During the week of the start of Desert Storm, I was attending a week-long “Train the Trainer” workshop in Oldtown, Alexandria just down the road from Washington DC. There was a small sub group of us that sorta bonded together a bit and we spent the few evenings we had eating dinner together, talking. I remember only three people from this group; a slightly older, bubbly talkative woman who worked at Mead, (also in Dayton at the time) a much older gentleman who would never have a definite opinion about anything and a Jamaican man about my age who hardly said anything, but had that really calm, relaxing energy. (a stereotype, I know but it was true.) I don’t remember any of their names.

On that Wednesday, Jan 16, we decided to venture out toward the river to catch some dinner. We found this upscale bar/restaurant that supposedly served pretty good hamburgers so we walked the ten or so blocks, got a table right next to the ragtime piano player and ordered. Shortly after our food came, the television switched over to President Bush (41) and the place came to a dead hush. Moments later, we were told our nation was at war.

And that moment of silence seemed to last forever. Even longer than it took to watch the North tower fall on 9/11.

The piano player started playing again, somewhat tentatively at first and the room eventually composed with that sort of fake “life goes on” feeling that you screw onto the front of your face to convince everyone around you that everything is going to be fine. We ate in near silence, none of us really finishing our sandwiches.
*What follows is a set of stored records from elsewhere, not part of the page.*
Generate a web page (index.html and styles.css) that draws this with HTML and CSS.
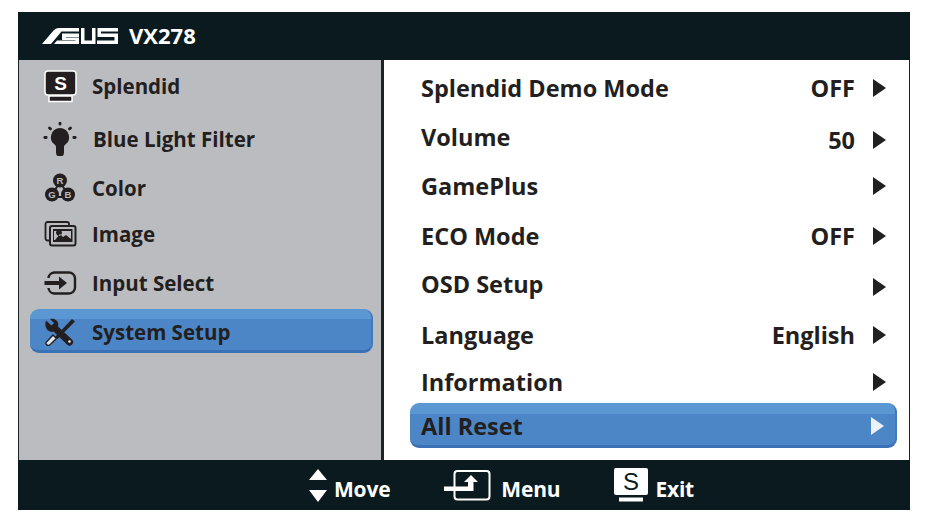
FILE: index.html
```html
<!DOCTYPE html>
<html lang="en">
<head>
<meta charset="utf-8">
<title>ASUS VX278 OSD</title>
<link rel="stylesheet" href="styles.css">
</head>
<body>
<div class="osd">
  <header class="titlebar">
    <svg class="logo" viewBox="0 0 76 16" width="76" height="16">
      <path fill="#fff" d="M0 16 L12 2 Q14 0 17 0 H37 V3.500 H19.500 L9 16Z"/>
      <path fill="#fff" d="M20 5.500 H37 V9 H24 V9.500 H37 V16 H12 L15 12.500 H33.500 V12 H20Z"/>
      <path fill="#fff" d="M39 0 H42.500 V12.500 H50 V0 H53.500 V16 H39Z"/>
      <path fill="#fff" d="M55.500 0 H76 V3.500 H59 V5.500 H76 V16 H55 V12.500 H72.500 V9 H55.500Z"/>
    </svg>
    <span class="model">VX278</span>
  </header>
  <main class="panels">
    <nav class="sidebar">
      <div class="side-row">
        <svg class="ic" width="34" height="33" viewBox="0 0 34 33">
          <rect x="2" y="1" width="31" height="24" rx="3" fill="#231f20" stroke="#fff" stroke-width="1.500"/>
          <rect x="6" y="26" width="23" height="5.500" fill="#231f20" stroke="#fff" stroke-width="1.500"/>
          <text x="17.500" y="20" class="ic-s">S</text>
        </svg>
        <span>Splendid</span>
      </div>
      <div class="side-row shift">
        <svg class="ic" width="34" height="34" viewBox="0 0 34 34">
          <path fill="#231f20" d="M17 6a9.200 9.200 0 0 1 5.400 16.500c-.9.800-1.400 1.700-1.400 2.800v5.200a4 4 0 0 1-8 0v-5.200c0-1.100-.5-2-1.400-2.800A9.200 9.200 0 0 1 17 6Z"/>
          <g stroke="#231f20" stroke-width="2.800" stroke-linecap="round"><path d="M17 1v1.200M6.500 6l1 .9M27.500 6l-1 .9M1.800 15.500h1.400M30.800 15.500h1.400"/></g>
        </svg>
        <span>Blue Light Filter</span>
      </div>
      <div class="side-row">
        <svg class="ic" width="34" height="30" viewBox="0 0 34 30">
          <g fill="none" stroke="#231f20" stroke-width="2"><path d="M17 9 10 20M17 9l7 11M10 24h14"/></g>
          <circle cx="17" cy="7.500" r="7" fill="#231f20"/>
          <circle cx="9" cy="21.500" r="7" fill="#231f20"/>
          <circle cx="25" cy="21.500" r="7" fill="#231f20"/>
          <text x="17" y="11" class="ic-rgb">R</text>
          <text x="9" y="25" class="ic-rgb">G</text>
          <text x="25" y="25" class="ic-rgb">B</text>
        </svg>
        <span>Color</span>
      </div>
      <div class="side-row">
        <svg class="ic" width="34" height="26" viewBox="0 0 34 26">
          <path fill="none" stroke="#231f20" stroke-width="1.800" d="M6 19.500H4.500A2 2 0 0 1 2.500 17.500V3A2 2 0 0 1 4.500 1H24A2 2 0 0 1 26 3V5"/>
          <rect x="7" y="5" width="25.500" height="19.500" rx="2" fill="#bbbcbf" stroke="#231f20" stroke-width="2"/>
          <rect x="10" y="8" width="19.500" height="13" fill="#231f20"/>
          <path fill="#bbbcbf" d="M12 19l5-6 3 3 3-2 5 4v-8h-9.500a3 3 0 1 1-5 0H11V19Z"/>
        </svg>
        <span>Image</span>
      </div>
      <div class="side-row">
        <svg class="ic" width="34" height="24" viewBox="0 0 34 24">
          <path fill="none" stroke="#231f20" stroke-width="2.400" d="M5.500 7V7A6 6 0 0 1 11 1.500H26A6 6 0 0 1 32 7.500V16.500A6 6 0 0 1 26 22.500H11A6 6 0 0 1 5.500 17"/>
          <path fill="#231f20" d="M1.500 10H16V5.500L24 12 16 18.500V14H1.500Z"/>
        </svg>
        <span>Input Select</span>
      </div>
      <div class="side-row side-active">
        <svg class="ic" width="34" height="28" viewBox="0 0 34 28">
          <path fill="#231f20" d="M29 1 32 3.500 14.500 21 12 19Z"/>
          <path fill="#231f20" d="M3 2.500 8.500 7.500 11 5 7 1C12-.5 16.500 3.500 15 8.500L29 21.500A3.500 3.500 0 0 1 24 26.500L10.500 13.500C5.500 15 .5 9.500 3 2.500Z"/>
          <path fill="#dfe4ea" stroke="#231f20" stroke-width="1.400" d="M10 17 13.500 20.500 6.500 27.200C4.500 28 2.500 26.500 3 24.500Z"/>
          <circle cx="26.500" cy="23.500" r="1.300" fill="#dfe4ea"/>
        </svg>
        <span>System Setup</span>
      </div>
    </nav>
    <section class="settings">
      <div class="set-row"><span class="name">Splendid Demo Mode</span><span class="value">OFF</span><i class="arrow"></i></div>
      <div class="set-row set-low"><span class="name">Volume</span><span class="value">50</span><i class="arrow"></i></div>
      <div class="set-row"><span class="name">GamePlus</span><i class="arrow"></i></div>
      <div class="set-row"><span class="name">ECO Mode</span><span class="value">OFF</span><i class="arrow"></i></div>
      <div class="set-row set-low"><span class="name">OSD Setup</span><i class="arrow"></i></div>
      <div class="set-row"><span class="name">Language</span><span class="value">English</span><i class="arrow"></i></div>
      <div class="set-row set-info"><span class="name">Information</span><i class="arrow"></i></div>
      <div class="set-row set-active"><span class="name">All Reset</span><i class="arrow"></i></div>
    </section>
  </main>
  <footer class="footbar">
    <div class="hint hint-move">
      <svg width="18" height="33" viewBox="0 0 18 33"><path fill="#fff" d="M9 0 18 11H0ZM0 21H18L9 33Z"/></svg>
      <span>Move</span>
    </div>
    <div class="hint hint-menu">
      <svg width="47" height="31" viewBox="0 0 47 31">
        <rect x="10.500" y="1" width="35" height="28.500" rx="3" fill="none" stroke="#fff" stroke-width="2"/>
        <path fill="#fff" d="M0 16.500H24V12H20L27 5 34 12H29.500V21H0Z"/>
      </svg>
      <span>Menu</span>
    </div>
    <div class="hint hint-exit">
      <svg width="34" height="34" viewBox="0 0 34 34">
        <rect x="0" y="0" width="34" height="27" rx="2" fill="#fff"/>
        <rect x="5" y="29.500" width="24" height="4" fill="#fff"/>
        <text x="17" y="21.500" class="ic-exit">S</text>
      </svg>
      <span>Exit</span>
    </div>
  </footer>
</div>
</body>
</html>
```
FILE: styles.css
```css
* { box-sizing: border-box; }
html, body { margin: 0; background: #fff; }
body { width: 930px; height: 521px; padding: 12px 20px 11px 18px; font-family: "Open Sans", "Noto Sans", sans-serif; font-weight: 700; overflow: hidden; }
.osd { display: flex; flex-direction: column; height: 498px; width: 892px; }
.titlebar { height: 48px; flex: none; background: #0a1a1f; display: flex; align-items: center; padding-left: 24px; gap: 11px; }
.model { color: #fff; font-size: 22px; letter-spacing: 0; padding-bottom: 2px; }
.panels { flex: 1; display: flex; border-left: 1px solid #1c2226; border-right: 1px solid #1c2226; min-height: 0; }
.sidebar { width: 362px; flex: none; background: #bbbcbf; display: grid; grid-template-rows: 52px 53px 46px 45px 53px 44px; align-content: start; color: #231f20; font-size: 20.500px; letter-spacing: 0; }
.side-row { display: flex; align-items: center; padding-left: 24px; }
.side-row .ic { flex: none; margin-right: 15px; }
.shift .ic { margin-right: 16px; }
.side-active { margin: 0 8px 0 11px; padding-left: 13px; padding-top: 4px; border-radius: 9px; border-bottom: 3px solid #3b71b5; border-right: 2px solid #4479bc; background: linear-gradient(#5b97d3 0 10px, #4d86c6 10px); }
.settings { flex: 1; border-left: 3px solid #1c2226; background: #fff; padding: 4px 12px 0 26px; display: grid; grid-template-rows: 48px 50px 48px 52px 44px 58px 39px 45px; align-content: start; color: #231f20; font-size: 23.500px; letter-spacing: 0; }
.set-row { display: flex; align-items: center; padding: 0 11px 0 11px; }
.set-row .name { flex: 1; }
.set-row .value { margin-right: 18px; }
.set-low .value, .set-low .arrow { margin-top: 6px; }
.set-info { padding-bottom: 3px; }
.arrow { width: 0; height: 0; flex: none; border-left: 13px solid #231f20; border-top: 9px solid transparent; border-bottom: 9px solid transparent; }
.set-active { align-self: stretch; padding-top: 3px; padding-right: 11px; border-radius: 9px; border-bottom: 3px solid #3b71b5; border-right: 2px solid #4479bc; background: linear-gradient(#5b97d3 0 11px, #4d86c6 11px); }
.set-active .arrow { border-left-color: #eaf1f9; }
.footbar { height: 50px; flex: none; background: #0a1a1f; display: flex; align-items: center; padding-left: 291px; color: #fff; font-size: 21px; letter-spacing: -.2px; }
.hint { display: flex; align-items: center; gap: 7px; }
.hint span { padding-top: 7px; }
.hint-menu { margin-left: 54px; gap: 10px; }
.hint-exit { margin-left: 54px; }
.ic-s { font: 700 19px "Liberation Sans", sans-serif; fill: #fff; text-anchor: middle; }
.ic-rgb { font: 700 9.500px "Liberation Sans", sans-serif; fill: #bbbcbf; text-anchor: middle; }
.ic-exit { font: 400 24px "Liberation Sans", sans-serif; fill: #0a1a1f; text-anchor: middle; }
```
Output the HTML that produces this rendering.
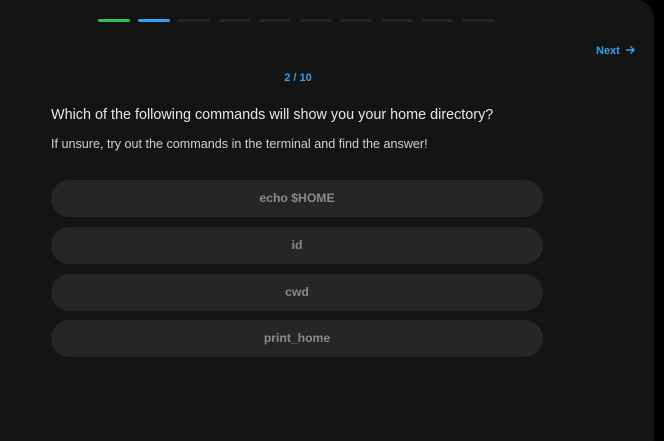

We went out into the cool Virginia air for a walk and found ourselves leaning over a railing, overlooking a marina that looked like a perfect postcard. The Jamaican sighed slightly and said softly to himself, “I could commit suicide right here.”

I could feel the woman from Mead back away slightly as she glanced at me, her eyes saying “this man is crazy.”

I didn’t react, but I knew exactly what he meant. I was feeling the same thing, but perhaps not the exact words. But after hearing him, I don’t think there could have been any words more fitting.

Over the past nineteen years, I have been fortunate to have experienced a half dozen or so memorable scenes like that marina. And each time his voice played in my head, softly whispering, “I could commit suicide right here.”

I would never have shared that voice out loud with anyone as he did. They would have misunderstood. The few people I shared this story with did misunderstand, so I quit telling it.

With the exception of that one Jamaican, I thought there was nobody else could see scenery like this. Until I read Don Miller’s book, A Million Miles in a Thousand Years. And it seemed urgent that I not only tell this story, but I write it down.